Supplied data:
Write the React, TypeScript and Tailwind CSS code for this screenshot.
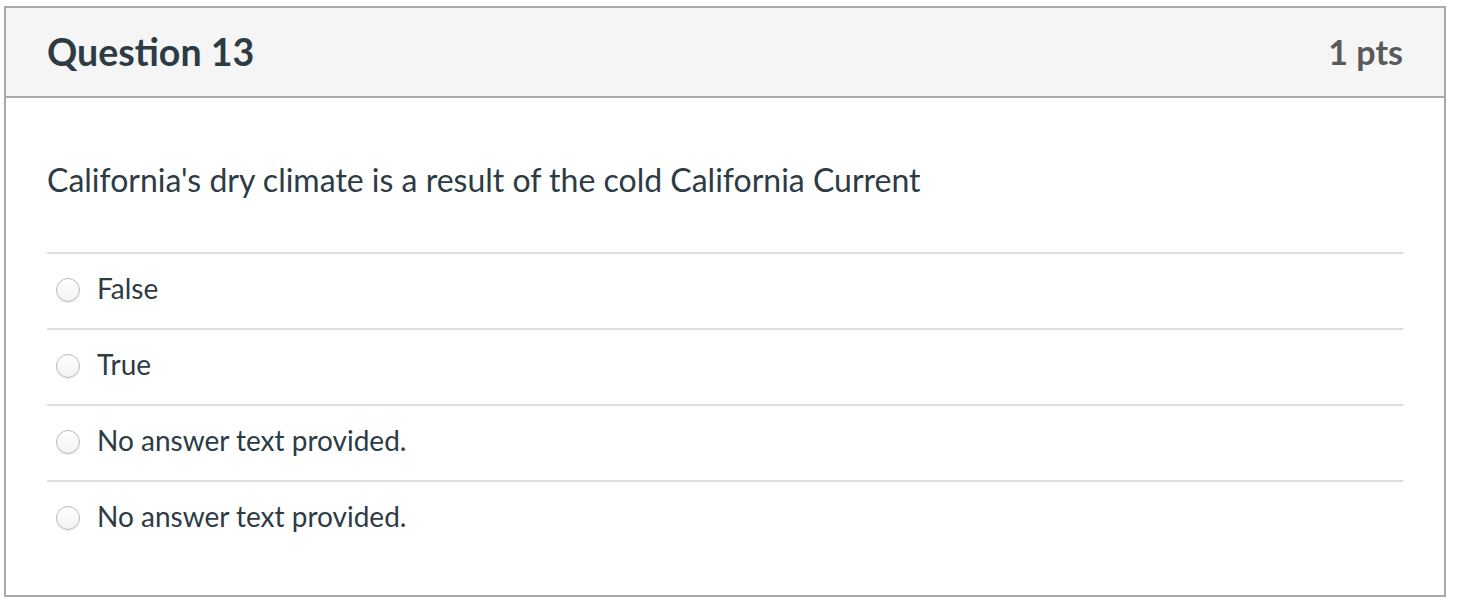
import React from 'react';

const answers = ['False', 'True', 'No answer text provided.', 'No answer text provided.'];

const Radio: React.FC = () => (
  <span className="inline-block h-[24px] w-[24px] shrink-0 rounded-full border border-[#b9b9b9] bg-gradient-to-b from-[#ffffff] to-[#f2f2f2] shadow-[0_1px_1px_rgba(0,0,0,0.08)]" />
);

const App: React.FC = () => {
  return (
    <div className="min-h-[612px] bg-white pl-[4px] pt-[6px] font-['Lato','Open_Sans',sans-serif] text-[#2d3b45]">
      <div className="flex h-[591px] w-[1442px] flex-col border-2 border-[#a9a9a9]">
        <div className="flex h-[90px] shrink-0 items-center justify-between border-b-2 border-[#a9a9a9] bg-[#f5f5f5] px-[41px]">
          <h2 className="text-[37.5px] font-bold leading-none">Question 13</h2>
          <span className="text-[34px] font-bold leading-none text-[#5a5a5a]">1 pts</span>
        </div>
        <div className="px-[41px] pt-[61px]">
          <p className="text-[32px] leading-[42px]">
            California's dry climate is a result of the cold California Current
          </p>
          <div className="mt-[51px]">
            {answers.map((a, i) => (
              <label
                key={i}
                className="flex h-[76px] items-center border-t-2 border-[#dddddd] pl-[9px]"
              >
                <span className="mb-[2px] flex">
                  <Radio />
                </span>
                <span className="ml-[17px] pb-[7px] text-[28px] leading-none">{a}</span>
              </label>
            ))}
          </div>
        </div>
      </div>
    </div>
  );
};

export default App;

Given exercise:
Transcribe exactly, with no pictures, the lines running from the first line of the material through the line holding "const answers = ['False', 'True', 'No".

Response:
Write the React, TypeScript and Tailwind CSS code for this screenshot.
import React from 'react';

const answers = ['False', 'True', 'No answer text provided.', 'No answer text provided.'];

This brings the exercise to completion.